Taking into account whether documentation had been completely submitted, as long as they met the requests made by AFSCA. Having said that, we would like to normalize all channels in the context of the law.

What can these newly-authorized stations do?

They can broadcast at their allowed wattage. But they’re not licences.

Are they allowed to sign up for public contests or subsidies?

They can submit proposals for public programmes. Some of these (stations) have already received subsidies for training and equipment.

What about the technical plan that would allow the distribution of 33 percent of the frequencies to community radio and TV stations?

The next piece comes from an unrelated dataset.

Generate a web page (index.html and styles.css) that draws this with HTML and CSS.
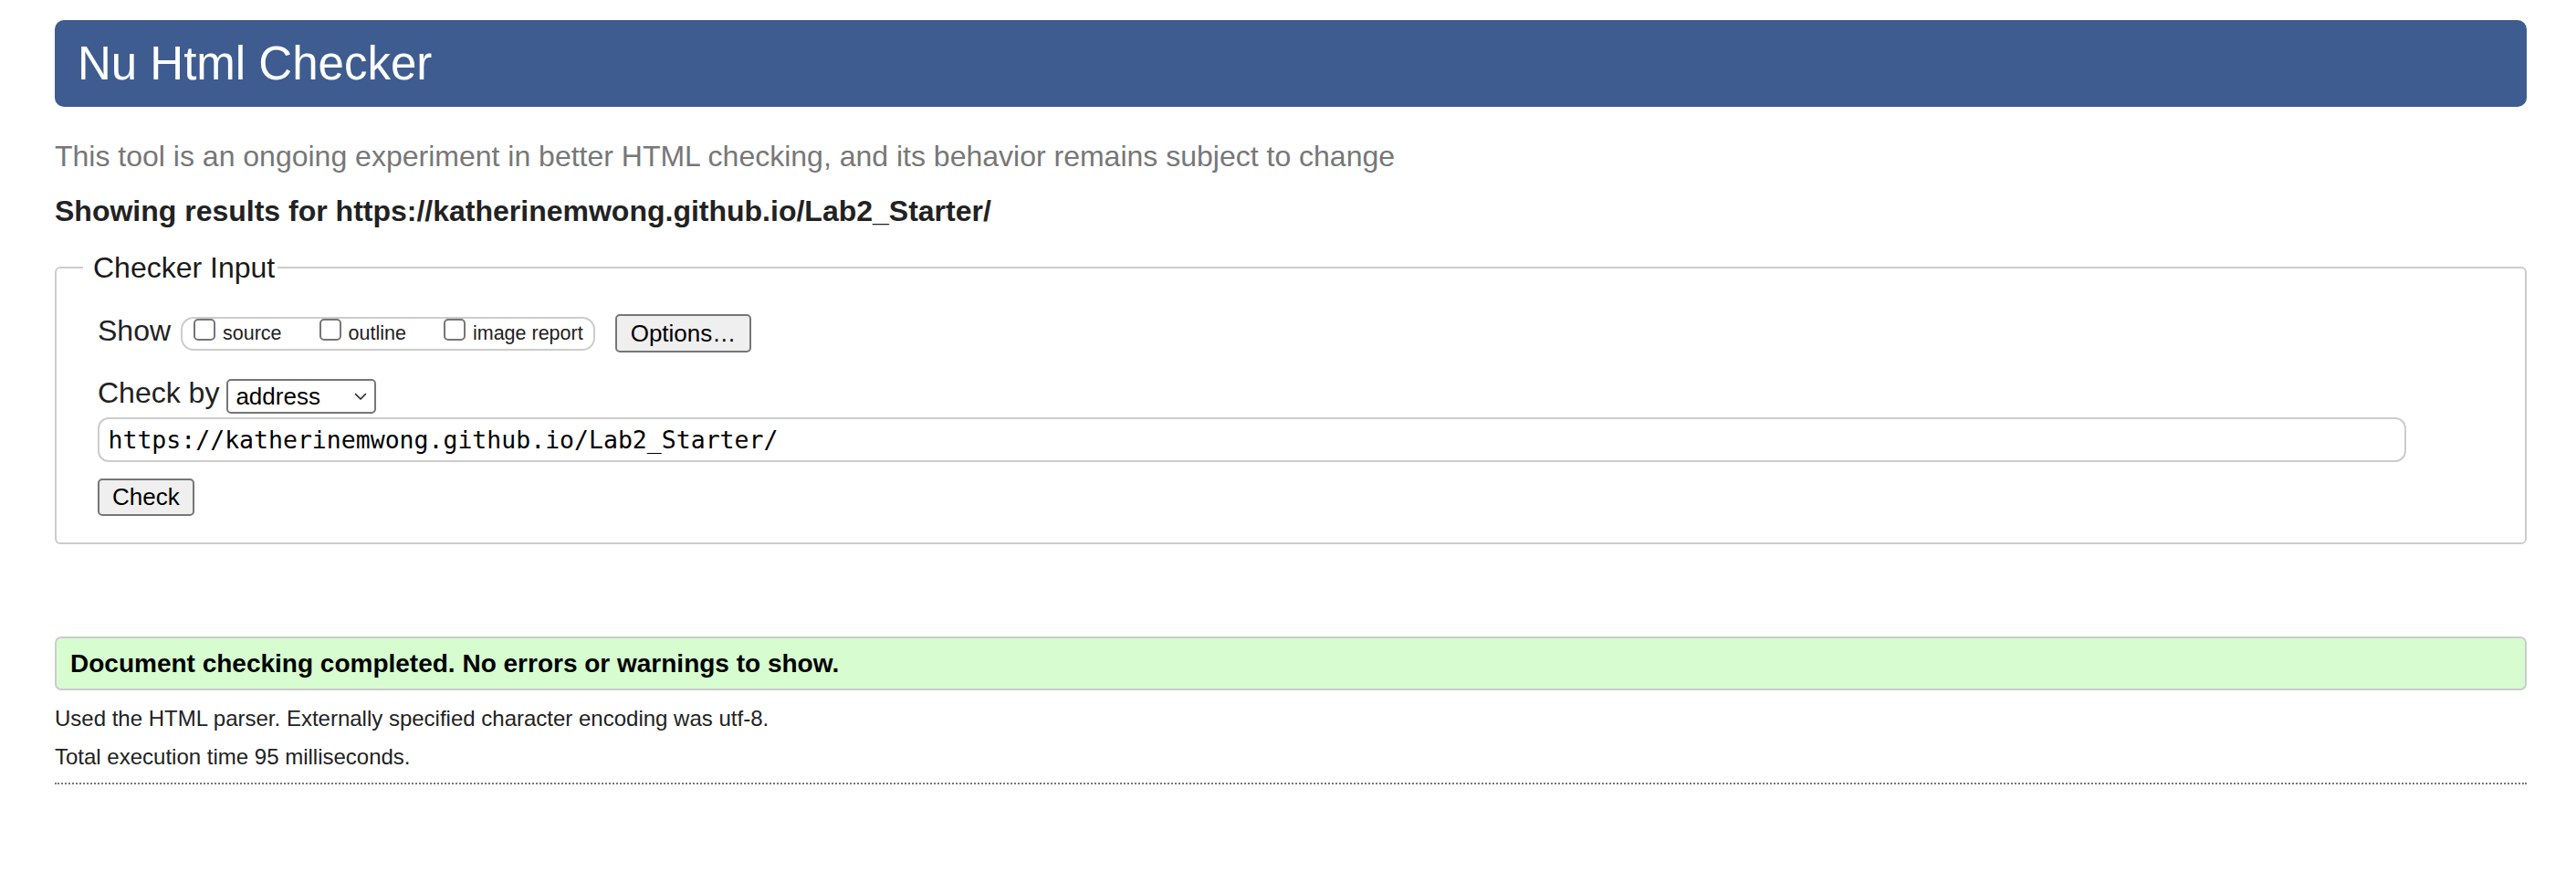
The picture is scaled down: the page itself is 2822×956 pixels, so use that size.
FILE: index.html
```html
<!DOCTYPE html>
<html lang="en">
<head>
<meta charset="utf-8">
<title>Nu Html Checker</title>
<link rel="stylesheet" href="styles.css">
</head>
<body>
<main class="page">
  <h1 class="title">Nu Html Checker</h1>
  <p class="about">This tool is an ongoing experiment in better HTML checking, and its behavior remains subject to change</p>
  <p class="showing">Showing results for https://katherinemwong.github.io/Lab2_Starter/</p>
  <form class="checker">
    <fieldset class="input-set">
      <legend class="legend">Checker Input</legend>
      <div class="row row-show">
        <span class="row-label">Show</span>
        <div class="checks">
          <label class="check"><input type="checkbox" class="box"><span class="check-text">source</span></label>
          <label class="check"><input type="checkbox" class="box"><span class="check-text">outline</span></label>
          <label class="check"><input type="checkbox" class="box"><span class="check-text">image report</span></label>
        </div>
        <button type="button" class="btn btn-options">Options…</button>
      </div>
      <div class="row row-by">
        <span class="row-label">Check by</span>
        <span class="select-wrap">
          <select class="select"><option>address</option></select>
          <svg class="chev" width="14" height="9" viewBox="0 0 14 9" aria-hidden="true"><path d="M1.5 1.5 L7 7 L12.5 1.5" fill="none" stroke="#222" stroke-width="1.6" stroke-linecap="round" stroke-linejoin="round"/></svg>
        </span>
      </div>
      <input class="url" type="url" value="https://katherinemwong.github.io/Lab2_Starter/">
      <button type="button" class="btn btn-check">Check</button>
    </fieldset>
  </form>
  <div class="success">Document checking completed. No errors or warnings to show.</div>
  <p class="meta">Used the HTML parser. Externally specified character encoding was utf-8.</p>
  <p class="meta">Total execution time 95 milliseconds.</p>
  <hr class="rule">
</main>
</body>
</html>
```

FILE: styles.css
```css
* {
  box-sizing: border-box;
}

html,
body {
  margin: 0;
  background: #ffffff;
}

body {
  font-family: "Liberation Sans", Arial, Helvetica, sans-serif;
  color: #222222;
}

.page {
  padding: 22px 54px 40px 60px;
}

.title {
  margin: 0;
  height: 95px;
  padding: 0 0 0 25px;
  background: #3e5c8f;
  color: #ffffff;
  font-size: 51px;
  font-weight: normal;
  line-height: 95px;
  border-radius: 10px;
}

.about {
  margin: 34px 0 0;
  font-size: 32px;
  line-height: 40px;
  color: #777777;
}

.showing {
  margin: 20px 0 0;
  font-size: 32px;
  line-height: 40px;
  font-weight: bold;
  color: #222222;
}

.checker {
  margin: 22px 0 0;
}

.input-set {
  margin: 0;
  padding: 31px 45px 29px 45px;
  border: 2px solid #cccccc;
  border-radius: 6px;
  min-width: 0;
}

.legend {
  margin-left: -16px;
  padding: 0 3px 0 11px;
  font-size: 32px;
  line-height: 40px;
  color: #1a1a1a;
}

.row {
  display: flex;
  align-items: flex-start;
}

.row-label {
  font-size: 32px;
  line-height: 36px;
  color: #222222;
  white-space: nowrap;
}

.checks {
  display: flex;
  gap: 41px;
  height: 37px;
  margin: 3px 0 0 11px;
  padding: 0 11px 0 12px;
  border: 2px solid #cccccc;
  border-radius: 14px;
}

.check {
  display: flex;
  align-items: flex-start;
  gap: 8px;
}

.box {
  appearance: none;
  -webkit-appearance: none;
  margin: 0;
  width: 24px;
  height: 24px;
  border: 2px solid #767676;
  border-radius: 5px;
  background: #ffffff;
}

.check-text {
  font-size: 21.5px;
  line-height: 33px;
  color: #222222;
  white-space: nowrap;
}

.btn {
  appearance: none;
  -webkit-appearance: none;
  font-family: "Liberation Sans", Arial, Helvetica, sans-serif;
  font-size: 26px;
  color: #000000;
  background: #efefef;
  border: 2px solid #767676;
  border-radius: 5px;
  margin: 0;
}

.btn-options {
  margin-left: 22px;
  height: 42px;
  padding: 0 15px;
}

.row-by {
  margin-top: 26px;
}

.select-wrap {
  position: relative;
  display: block;
  margin: 3px 0 0 8px;
  width: 164px;
  height: 38px;
}

.select {
  appearance: none;
  -webkit-appearance: none;
  display: block;
  width: 164px;
  height: 38px;
  margin: 0;
  padding: 0 0 0 8px;
  font-family: "Liberation Sans", Arial, Helvetica, sans-serif;
  font-size: 26px;
  color: #000000;
  background: #ffffff;
  border: 2px solid #767676;
  border-radius: 5px;
}

.chev {
  position: absolute;
  top: 15px;
  right: 10px;
  pointer-events: none;
}

.url {
  display: block;
  width: calc(100% - 85px);
  height: 49px;
  margin: 4px 0 0;
  padding: 0 9.5px;
  font-family: "DejaVu Sans Mono", "Liberation Mono", monospace;
  font-size: 26.5px;
  color: #000000;
  background: #ffffff;
  border: 2px solid #cccccc;
  border-radius: 12px;
  outline: none;
}

.btn-check {
  display: block;
  margin-top: 18px;
  height: 41px;
  padding: 0 14px;
}

.success {
  margin: 101px 0 0;
  height: 59px;
  padding: 0 15px;
  font-size: 28px;
  line-height: 55px;
  font-weight: bold;
  color: #000000;
  background: #d6fcd0;
  border: 2px solid #cccccc;
  border-radius: 7px;
}

.meta {
  margin: 16px 0 0;
  font-size: 24px;
  line-height: 30px;
  color: #222222;
}

.meta + .meta {
  margin-top: 12px;
}

.rule {
  margin: 13px 0 0;
  height: 0;
  border: 0;
  border-top: 2px dotted #777777;
}
```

Progress has been made. It isn’t a single plan, but rather a number of technical plans for different cities and districts, especially in those places where the (radioelectric) spectrum needs higher intervention because there is an overlap of frequencies. Some 19, 20 plans are currently operational. Other plans need to be worked on.

At what moment will viewers be able to enjoy new channels?

Once the adjustment process ends, new realities should become evident as a result. But new commercial channels may appear at any time, private (investors) only need to come here, sign up and begin producing. New production companies appeared throughout the country. We may be too accustomed to what’s going on in the metropolitan area, but the law’s impact on several districts in the rest of the country is impressive. In some places, there used to be only one media outlet, and stations that have emerged have brought new discussions, a more pluralistic view.

Is AFSCA aware of the fact that the ball is now in the state’s court?

Of course, that is why we want 2014 to be the year of the Media Law regarding the adjustment (of conglomerates that do not meet the requirements of the law). Then, as far as application of long-term objectives is concerned, well ... it’s a process. The path is being positively followed. But of course, following the (Supreme Court’s) ruling, the work needs to be intensified.